Long-lived Irish rock band The Kissers said farewell to Madison a couple of years back, deciding to retire amidst a number of real-life changes for its members. At the time bassist/vocalist Ken Fitzsimmons penned an open letter to the band's fans in advance of its "farewell for now" show, giving background on its history and the rationale for breaking up. Since then, the band has played a couple of St. Patrick's Day reunion shows, keeping The Kissers fresh in fans' minds. Now Fitzsimmons returns with a new communiqué, announcing the band's "reformation" and a return show at the Crystal Corner Bar on Saturday, October 2. The letter follows.
The Kissers called it quits in 2008 after banjoist Waylan Nate Palan (now performing as Waylan Daniel) and fiddler Kari Bethke moved to New York City. Their departure was more of a symptom of the oncoming breakup than the cause. In fact, the band had gone through many lineup changes since its founding in 1998. When Nate and Kari left, I was the only remaining founding member. Losing a couple of members never stopped the band before, so what was different this time?
Around 2004, The Kissers began doing something we'd wanted to do for a long time: tour the country. Armed with a booking agent, we set off for many small and mid-sized clubs, Irish pubs, and a few colleges and festivals on both coasts and borders of the U.S. In all, we played 39 states, and at the height of our touring drove more than 75,000 miles and played over 200 shows in one year alone.
Well, as many people know, touring takes a toll. On one hand it's liberating. Most of us didn't even pay rent or own a home, and so we were free to travel wherever the winds took us. Our sense of time and distance were altered. I'd be in Madison and on the phone with my friend in Portland, Oregon telling him that I'd be seeing him in a few days. This was just a part of the lifestyle.
But it's not hard to imagine that when not having a home, any real regularity (other than moving -- always moving) or much income to speak of, the desire to "settle down" starts creeping into the mind. And as the dreams of touring fade into thoughts like "how come we've played this place five times and still no one's coming to see us?" the romanticism begins to wear off.
Whiskey Lash All-Stars
When the band was in town (meaning Madison), we'd frequently play Irish-themed shows, but with less than the full lineup of The Kissers. Whenever the whole band wasn't there, we'd call it the Whiskey Lash All-Stars, so that no one would be confused or tricked into thinking they were at a Kissers performance but weren't getting the full show. The All-Stars played covers and Irish traditionals that the full group didn't play.
After the "Farewell for Now" show in June 2008, the All-Stars continued to play with whatever remaining members were in town, and a few previous members. Founding mandolin player Kevin Youngs always played with the group and continued doing so after he left The Kissers in 2004. Founding whistle player Bryan Elliott (a former bandmate of mine in Little Blue Crunchy Things) started teaming up with the All-Stars after the Farewell show.

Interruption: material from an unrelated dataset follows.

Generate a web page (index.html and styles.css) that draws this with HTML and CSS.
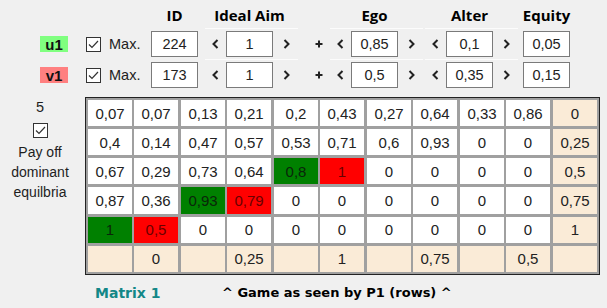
FILE: index.html
```html
<!DOCTYPE html>
<html>
<head>
<meta charset="utf-8">
<link rel="stylesheet" href="styles.css">
</head>
<body>
<div class="controls">
  <div class="crow hdr">
    <div class="h">ID</div>
    <div class="hg"><div class="h">Ideal Aim</div></div>
    <div class="hsp"></div>
    <div class="hg"><div class="h">Ego</div></div>
    <div class="hg hg2"><div class="h">Alter</div></div>
    <div class="h heq">Equity</div>
  </div>
  <div class="crow">
    <div class="tag u">u1</div>
    <svg class="chk" viewBox="0 0 15 15"><rect x="0.5" y="0.5" width="14" height="14" fill="#fff" stroke="#333"/><polyline points="3,7.5 6,10.5 12,4" fill="none" stroke="#333" stroke-width="1.2"/></svg>
    <div class="max">Max.</div>
    <div class="inp">224</div>
    <div class="grp">
      <svg class="arr" viewBox="0 0 7 10"><polyline points="5.5,1 1.5,5 5.5,9" fill="none" stroke="#222" stroke-width="2"/></svg>
      <div class="inp">1</div>
      <svg class="arr r" viewBox="0 0 7 10"><polyline points="1.5,1 5.5,5 1.5,9" fill="none" stroke="#222" stroke-width="2"/></svg>
    </div>
    <svg class="plus" viewBox="0 0 8 8"><path d="M4 0.5V7.5M0.5 4H7.5" stroke="#222" stroke-width="2"/></svg>
    <div class="grp">
      <svg class="arr" viewBox="0 0 7 10"><polyline points="5.5,1 1.5,5 5.5,9" fill="none" stroke="#222" stroke-width="2"/></svg>
      <div class="inp">0,85</div>
      <svg class="arr r" viewBox="0 0 7 10"><polyline points="1.5,1 5.5,5 1.5,9" fill="none" stroke="#222" stroke-width="2"/></svg>
    </div>
    <div class="grp g2">
      <svg class="arr" viewBox="0 0 7 10"><polyline points="5.5,1 1.5,5 5.5,9" fill="none" stroke="#222" stroke-width="2"/></svg>
      <div class="inp">0,1</div>
      <svg class="arr r" viewBox="0 0 7 10"><polyline points="1.5,1 5.5,5 1.5,9" fill="none" stroke="#222" stroke-width="2"/></svg>
    </div>
    <div class="inp eq">0,05</div>
  </div>
  <div class="crow">
    <div class="tag v">v1</div>
    <svg class="chk" viewBox="0 0 15 15"><rect x="0.5" y="0.5" width="14" height="14" fill="#fff" stroke="#333"/><polyline points="3,7.5 6,10.5 12,4" fill="none" stroke="#333" stroke-width="1.2"/></svg>
    <div class="max">Max.</div>
    <div class="inp">173</div>
    <div class="grp">
      <svg class="arr" viewBox="0 0 7 10"><polyline points="5.5,1 1.5,5 5.5,9" fill="none" stroke="#222" stroke-width="2"/></svg>
      <div class="inp">1</div>
      <svg class="arr r" viewBox="0 0 7 10"><polyline points="1.5,1 5.5,5 1.5,9" fill="none" stroke="#222" stroke-width="2"/></svg>
    </div>
    <svg class="plus" viewBox="0 0 8 8"><path d="M4 0.5V7.5M0.5 4H7.5" stroke="#222" stroke-width="2"/></svg>
    <div class="grp">
      <svg class="arr" viewBox="0 0 7 10"><polyline points="5.5,1 1.5,5 5.5,9" fill="none" stroke="#222" stroke-width="2"/></svg>
      <div class="inp">0,5</div>
      <svg class="arr r" viewBox="0 0 7 10"><polyline points="1.5,1 5.5,5 1.5,9" fill="none" stroke="#222" stroke-width="2"/></svg>
    </div>
    <div class="grp g2">
      <svg class="arr" viewBox="0 0 7 10"><polyline points="5.5,1 1.5,5 5.5,9" fill="none" stroke="#222" stroke-width="2"/></svg>
      <div class="inp">0,35</div>
      <svg class="arr r" viewBox="0 0 7 10"><polyline points="1.5,1 5.5,5 1.5,9" fill="none" stroke="#222" stroke-width="2"/></svg>
    </div>
    <div class="inp eq">0,15</div>
  </div>
</div>

<div class="main">
  <div class="side">
    <div class="num">5</div>
    <svg class="chk schk" viewBox="0 0 15 15"><rect x="0.5" y="0.5" width="14" height="14" fill="#fff" stroke="#333"/><polyline points="3,7.5 6,10.5 12,4" fill="none" stroke="#333" stroke-width="1.2"/></svg>
    <div class="stxt">Pay off<br>dominant<br>equilbria</div>
  </div>
  <div class="matrix">
    <div class="c">0,07</div><div class="c">0,07</div><div class="c">0,13</div><div class="c">0,21</div><div class="c">0,2</div><div class="c">0,43</div><div class="c">0,27</div><div class="c">0,64</div><div class="c">0,33</div><div class="c">0,86</div><div class="c p">0</div>
    <div class="c">0,4</div><div class="c">0,14</div><div class="c">0,47</div><div class="c">0,57</div><div class="c">0,53</div><div class="c">0,71</div><div class="c">0,6</div><div class="c">0,93</div><div class="c">0</div><div class="c">0</div><div class="c p">0,25</div>
    <div class="c">0,67</div><div class="c">0,29</div><div class="c">0,73</div><div class="c">0,64</div><div class="c g">0,8</div><div class="c r">1</div><div class="c">0</div><div class="c">0</div><div class="c">0</div><div class="c">0</div><div class="c p">0,5</div>
    <div class="c">0,87</div><div class="c">0,36</div><div class="c g">0,93</div><div class="c r">0,79</div><div class="c">0</div><div class="c">0</div><div class="c">0</div><div class="c">0</div><div class="c">0</div><div class="c">0</div><div class="c p">0,75</div>
    <div class="c g">1</div><div class="c r">0,5</div><div class="c">0</div><div class="c">0</div><div class="c">0</div><div class="c">0</div><div class="c">0</div><div class="c">0</div><div class="c">0</div><div class="c">0</div><div class="c p">1</div>
    <div class="c p"></div><div class="c p">0</div><div class="c p"></div><div class="c p">0,25</div><div class="c p"></div><div class="c p">1</div><div class="c p"></div><div class="c p">0,75</div><div class="c p"></div><div class="c p">0,5</div><div class="c p"></div>
  </div>
</div>

<div class="caption">
  <div class="mtx">Matrix 1</div>
  <div class="game">^ Game as seen by P1 (rows) ^</div>
</div>
</body>
</html>
```

FILE: styles.css
```css
html, body {
  margin: 0;
  padding: 0;
}
body {
  background: #f0f0f0;
  font-family: "Liberation Sans", Arial, sans-serif;
  color: #1e1e1e;
  width: 607px;
  height: 308px;
  overflow: hidden;
}

.controls {
  padding-top: 4px;
}
.crow {
  display: flex;
  align-items: center;
  height: 26px;
  margin-top: 5px;
}
.crow.hdr {
  height: 22px;
  margin-top: 0;
  padding-left: 151px;
  font-family: "Open Sans", sans-serif;
  font-weight: 700;
  font-size: 15px;
  color: #000;
}
.h {
  width: 47px;
  display: flex;
  justify-content: center;
  white-space: nowrap;
}
.hg {
  margin-left: 7px;
  width: 93px;
  box-sizing: border-box;
  padding-left: 21px;
  display: flex;
}
.hg2 {
  margin-left: 2px;
}
.hsp {
  width: 25px;
}
.heq {
  margin-left: 5px;
}

.tag {
  margin-left: 40px;
  width: 28px;
  height: 16px;
  display: flex;
  align-items: center;
  justify-content: center;
  font-weight: 700;
  font-size: 15px;
  color: #111;
}
.tag.u { background: #80ff80; }
.tag.v { background: #ff8080; }

.chk {
  width: 15px;
  height: 15px;
  margin-left: 18px;
  flex: none;
}
.max {
  margin-left: 8px;
  width: 42px;
  font-size: 14.5px;
  color: #222;
}
.inp {
  width: 47px;
  height: 26px;
  box-sizing: border-box;
  border: 1px solid #7a7a7a;
  background: #fff;
  display: flex;
  align-items: center;
  justify-content: center;
  font-size: 14.5px;
  color: #222;
  flex: none;
}
.grp {
  margin-left: 7px;
  margin-top: -3px;
  width: 93px;
  height: 29px;
  box-sizing: border-box;
  padding-left: 7px;
  padding-top: 2px;
  border-top: 1px solid #fcfcfc;
  display: flex;
  align-items: center;
}
.grp.g2 {
  margin-left: 2px;
}
.grp .inp {
  margin-left: 7px;
}
.arr {
  width: 7px;
  height: 10px;
  flex: none;
}
.arr.r {
  margin-left: 10px;
}
.plus {
  width: 8px;
  height: 8px;
  margin-left: 17px;
  flex: none;
}
.inp.eq {
  margin-left: 5px;
}

.main {
  display: flex;
  margin-top: 9px;
}
.side {
  width: 80px;
  margin-right: 5px;
  display: flex;
  flex-direction: column;
  align-items: center;
  color: #1e1e1e;
}
.num {
  font-size: 14.5px;
  line-height: 20px;
}
.schk {
  margin-left: 0;
  margin-top: 6px;
}
.stxt {
  margin-top: 4px;
  font-size: 14px;
  line-height: 20px;
  text-align: center;
}

.matrix {
  display: grid;
  grid-template-columns: repeat(5, 44px 45px) 44px;
  grid-template-rows: repeat(6, 1fr);
  column-gap: 2px;
  row-gap: 3px;
  height: 172px;
  padding: 2px;
  border: 1px solid #222;
  background: #a0a0a0;
}
.c {
  background: #fff;
  display: flex;
  align-items: center;
  justify-content: center;
  font-size: 15px;
  color: #222;
}
.matrix > .c:nth-child(11n+2),
.matrix > .c:nth-child(11n+4),
.matrix > .c:nth-child(11n+6),
.matrix > .c:nth-child(11n+8),
.matrix > .c:nth-child(11n+10) {
  margin-right: 1px;
}
.c.p { background: #faebd7; }
.c.g { background: #008000; color: #0a260a; }
.c.r { background: #ff0000; color: #6a0000; }

.caption {
  display: flex;
  align-items: center;
  padding-left: 95px;
  margin-top: 9px;
  font-family: "DejaVu Sans", sans-serif;
  font-weight: 700;
  line-height: 18px;
}
.mtx {
  width: 127px;
  font-size: 14px;
  color: #138787;
}
.game {
  font-size: 13px;
  color: #000;
}
```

Another important detail about 2008 was that I was about to enter grad school at UW-Madison for an arts administration MBA. As anyone who has ever gone to grad school can attest, my time was... well ... taken. However, in May 2010 I happily graduated and found myself with a bit more time on my hands.
And then one day it dawned on me: Other than the number of people on stage, is there really any difference between The Kissers and the Whiskey Lash All-Stars? If an audience member looked at two set lists, one with "Streams of Whiskey" by The Pogues and "American Folk Song" by The Kissers (a song frequently "covered" by the All-Stars) written on it, while the other had "If I Should Fall From Grace with God" by The Pogues and "What They Can" by The Kissers, would that person really have any idea which band's set list they were looking at? And would we?
Well, things are so often more obvious when you're on the outside looking in. So it took us a few years to figure this one out.
So here's what's happening: The Whiskey Lash All-Stars are breaking up. Yes, I'm sorry to say, they were a good band, and it's too bad really because there really isn't a whole lot of Irish rock being played in town.
But wait! There's good news. Some of the members of that group (all of them actually) are joining up with The Kissers to bring that band back to life! Get it?
Now every show may not be the whole band, but you'll get clue words. For example on the second Monday of the month at The Malt House you can hear The Kissers (traditional set) which includes Ken on guitar/vocals, Kevin on mandolin, Bryan on whistle and Kissers drummer Joe Bernstein on bodhran (the traditional Irish drum).
Sometimes at Tyranena Brewery in Lake Mills you might see The Kissers (pub show) -- a stripped-down version of the rock show -- with Ken, Kevin, Joe and Kissers guitarist Sean Michael Dargan.
But if the marquee just says "The Kissers," then expect the full experience with Ken, Kevin, Bryan, Sean, Joe and accordionist/keyboardist Mike Cammilleri. The band will be reworking its set as it has done many times in the past in order to fully utilize the strength of its lineup.
For a better understanding of what that sounds like, go to the Crystal Corner Bar on Saturday, October 2, and see for yourself. And if you can't make it to that show, well, we'll see you soon.